Once Parliament had re-established full control it passed new Militia Acts in 1648 and 1650 that replaced lords lieutenant with county commissioners appointed by Parliament or the Council of State. At the same time the term 'Trained Band' began to disappear in most counties. Under the Commonwealth and Protectorate the militia received pay when called out, and operated alongside the New Model Army to control the country.

==Restoration Militia==

After the Restoration of the Monarchy, the English Militia was re-established by the Militia Act 1661 under the control of the king's lords-lieutenant, the men to be selected by ballot. This was popularly seen as the 'Constitutional Force' to counterbalance a 'Standing Army' tainted by association with the New Model Army that had supported Cromwell's military dictatorship, and almost the whole burden of home defence and internal security was entrusted to the militia under politically reliable local landowners. The militia were frequently called out during the reign of King Charles II; their duties included suppressing non-conformist religious assemblies (of which there were many in the West Country) under the Conventicle Act 1664. The Dorset Militia was one of the few county forces that ever saw action, during the Monmouth Rebellion.
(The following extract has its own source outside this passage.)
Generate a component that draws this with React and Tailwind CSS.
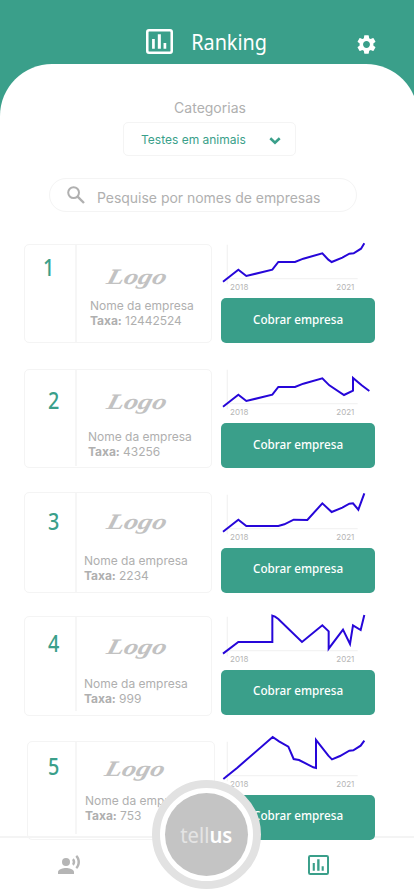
import React from "react";
import { MdSettings } from "react-icons/md";

const companies = [
  {
    rank: 1,
    rate: "12442524",
    row: "h-[125px]",
    card: "h-[99px]",
    rankPos: "pr-[2px] pt-[6px]",
    divider: "h-[97px]",
    logo: "pt-[18px]",
    info: "pl-[13px] top-[53px]",
    chart: "",
    label: "pb-[3px]",
    points: "24,140 70,104 94,123 172,104 190,81 240,81 265,71 322,55 340,74 350,81 382,68 403,56 416,55 438,41 448,25",
  },
  {
    rank: 2,
    rate: "43256",
    row: "h-[123px]",
    card: "h-[99px]",
    rankPos: "pl-[8px] pt-[14px]",
    divider: "h-[96px]",
    logo: "pt-[18px]",
    info: "pl-[11px] top-[59px]",
    chart: "",
    label: "pb-[3px]",
    points: "24,140 70,104 94,123 172,104 190,81 240,81 265,71 322,55 343,76 387,105 414,92 414,54 440,76 463,93",
  },
  {
    rank: 3,
    rate: "2234",
    row: "h-[124px]",
    card: "h-[101px]",
    rankPos: "pl-[8px] pt-[12px]",
    divider: "h-[99px]",
    logo: "pt-[15px]",
    info: "pl-[7px] top-[60px]",
    chart: "mt-[2px]",
    label: "pb-[5px]",
    points: "24,140 70,104 94,123 190,123 208,118 236,104 277,105 322,55 350,81 382,68 403,56 414,55 430,74 448,25",
  },
  {
    rank: 4,
    rate: "999",
    row: "h-[125px]",
    card: "h-[100px]",
    rankPos: "pl-[8px] pt-[10px]",
    divider: "h-[94px]",
    logo: "pt-[16px]",
    info: "pl-[7px] top-[59px]",
    chart: "",
    label: "pb-[5px]",
    points: "24,140 70,105 172,105 172,26 180,29 190,36 261,105 322,55 341,73 341,125 384,68 405,111 414,55 437,69 448,24",
  },
  {
    rank: 5,
    rate: "753",
    row: "h-[99px] pl-[3px]",
    card: "h-[99px]",
    rankPos: "pl-[5px] pt-[8px]",
    divider: "h-[92px]",
    logo: "pt-[13px] pr-[6px]",
    info: "pl-[8px] top-[51px]",
    chart: "",
    label: "pb-[5px]",
    points: "25,141 67,107 173,15 192,28 220,44 236,81 252,84 295,106 303,108 303,24 340,71 351,82 375,72 403,56 415,55 437,41 448,26",
  },
];

function RankingIcon({ className }) {
  return (
    <svg viewBox="0 0 80 75" preserveAspectRatio="none" className={className}>
      <rect x="3.75" y="3.75" width="72.5" height="67.5" rx="5" fill="none" stroke="currentColor" strokeWidth="7.5" />
      <path d="M18 30h8v29h-8zM35 16h9v43h-9zM52 42h8v17h-8z" fill="currentColor" />
    </svg>
  );
}

function SearchIcon({ className }) {
  return (
    <svg viewBox="0 0 18 18" fill="none" stroke="currentColor" strokeWidth="2" className={className}>
      <circle cx="6.6" cy="6.6" r="5.4" />
      <path d="M10.6 10.6L17 17" strokeWidth="2.4" />
    </svg>
  );
}

function SpeakerIcon({ className }) {
  return (
    <svg viewBox="0 0 24 24" fill="currentColor" className={className}>
      <circle cx="9" cy="9" r="4" />
      <path d="M9 15c-2.67 0-8 1.34-8 4v2h16v-2c0-2.66-5.33-4-8-4z" />
      <path d="M16.76 5.36l-1.68 1.69c.84 1.18.84 2.71 0 3.89l1.68 1.69c2.02-2.02 2.02-5.07 0-7.27zM20.07 2l-1.63 1.63c2.77 3.02 2.77 7.56 0 10.74L20.07 16c3.9-3.89 3.91-9.95 0-14z" />
    </svg>
  );
}

function TrendChart({ points, className }) {
  return (
    <svg viewBox="18 27 462 162" className={"block h-[54px] w-[154px] shrink-0 overflow-visible " + className}>
      <path d="M37 29V148M30 131H428" fill="none" stroke="#f3f3f3" strokeWidth="4" />
      <polyline points={points} fill="none" stroke="#2606d9" strokeWidth="6" />
      <g fill="#b5b5b5" fontFamily="Inter, sans-serif" fontSize="24">
        <text x="45" y="165" textLength="55">2018</text>
        <text x="364" y="165" textLength="54">2021</text>
      </g>
    </svg>
  );
}

function CompanyRow({ company }) {
  return (
    <li className={"flex justify-between " + company.row}>
      <div className={"flex w-[188px] shrink-0 rounded-[5px] border border-[#f4f4f4] " + company.card}>
        <div className={"flex shrink-0 justify-center " + (company.rank === 5 ? "w-[47px] " : "w-[50px] ") + company.rankPos}>
          <span className="inline-block h-8 scale-x-[.86] font-['Noto_Sans'] text-[23px] leading-8 font-medium text-[#3a9f8a]">{company.rank}</span>
        </div>
        <div className={"w-[2px] shrink-0 bg-[#f6f6f6] " + company.divider} />
        <div className="relative min-w-0 flex-1">
          <div className={"flex justify-center " + company.logo}>
            <span className="mr-[14px] inline-block h-7 scale-x-[1.28] -skew-x-12 font-['Liberation_Serif'] text-[22px] leading-7 font-bold text-[#c2c2c2] italic">Logo</span>
          </div>
          <div className={"absolute left-0 font-['Inter'] text-[12px] leading-[15px] whitespace-nowrap text-[#afafaf] " + company.info}>
            <p>Nome da empresa</p>
            <p className="tracking-[-.05px]"><b>Taxa:</b> {company.rate}</p>
          </div>
        </div>
      </div>
      <div className="w-[154px]">
        <TrendChart points={company.points} className={company.chart} />
        <button className={"flex h-[45px] w-full items-center justify-center rounded-[5px] bg-[#3a9f8a] " + company.label}>
          <span className="inline-block scale-x-[.9] font-['Noto_Sans'] text-[13px] leading-5 font-medium whitespace-nowrap text-white">Cobrar empresa</span>
        </button>
      </div>
    </li>
  );
}

export default function App() {
  return (
    <div className="relative flex h-[896px] w-[414px] flex-col overflow-hidden bg-[#3a9f8a]">
      <header className="flex h-16 shrink-0 pl-[146px] text-white">
        <RankingIcon className="mt-[29px] h-[25px] w-[27px]" />
        <h1 className="mt-[25px] ml-[7px] w-[98px] text-center font-['Noto_Sans'] text-[22px] leading-8">
          <span className="inline-block scale-x-[.9]">Ranking</span>
        </h1>
        <MdSettings className="mt-[33px] ml-[77px] size-[23px]" />
      </header>

      <main className="flex w-[418px] flex-1 flex-col rounded-t-[52px] bg-white font-['Inter']">
        <div className="flex w-[414px] flex-col">
          <p className="mt-[34px] w-[420px] text-center text-[14px] leading-5 text-[#b0b0b0]">Categorias</p>
          <button className="mt-1 ml-[123px] flex h-[34px] w-[173px] items-center rounded-[5px] border border-[#f4f4f4] pl-[17px] text-[12px] text-[#3a9f8a]">
            <span className="w-[128px] pt-0.5 text-left">Testes em animais</span>
            <svg viewBox="0 0 12 8" className="mt-1 h-2 w-3">
              <path d="M1.3 1.3L6 5.7L10.7 1.3" fill="none" stroke="currentColor" strokeWidth="2.6" />
            </svg>
          </button>
          <div className="mt-[22px] ml-[49px] flex h-[34px] w-[308px] rounded-full border border-[#f4f4f4] text-[#b0b0b0]">
            <SearchIcon className="mt-[7px] ml-[17px] size-[18px]" />
            <span className="mt-[9px] ml-[12px] text-[14px] leading-5 tracking-[-.03px] whitespace-nowrap">Pesquise por nomes de empresas</span>
          </div>

          <ul className="relative z-10 mt-[32px] mr-[39px] ml-6">
            {companies.map((company) => (
              <CompanyRow key={company.rank} company={company} />
            ))}
          </ul>
        </div>
        <nav className="-mt-1 flex h-[60px] w-[414px] justify-between border-t-2 border-[#f4f4f4] pt-[15px] pr-[85px] pl-[57px]">
          <SpeakerIcon className="size-6 text-[#b5b5b5]" />
          <RankingIcon className="mt-[2px] h-5 w-[21px] text-[#3a9f8a]" />
        </nav>
      </main>

      <button className="absolute top-[780px] left-[152px] z-20 flex size-[109px] items-center justify-center rounded-full border-8 border-[#e2e2e2] bg-white">
        <span className="flex size-[83px] items-center justify-center rounded-full bg-[#c4c4c4] font-['Noto_Sans'] text-[22px] text-[#e4e4e4]">
          <span className="inline-block scale-x-[.92]">tell<span className="font-semibold text-white">us</span></span>
        </span>
      </button>
    </div>
  );
}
Over the following centuries the militia was periodically reformed, and served in home defence for all of Britain's major wars. In its final form, the Dorset Militia was a reserve battalion of the Dorset Regiment, training thousands of recruits for frontline service in World War I.

==Colours==
A regimental or company Colour is recorded for Colonel Hugh Rogers' Regiment. It was white with in the top left was a cloud with an eye looking out, and beside it a shield with the Coat of arms of Rogers. In the bottom left was a green leaf. There were two mottos on swirling banners across the flag: (above) 'Sume put their trusst in Charetes and som in horses but we will rember the nam of the Lord our God'; (below) 'Our Fathers hoped in thee tahy trusted in thee and yu didsst deleour them'.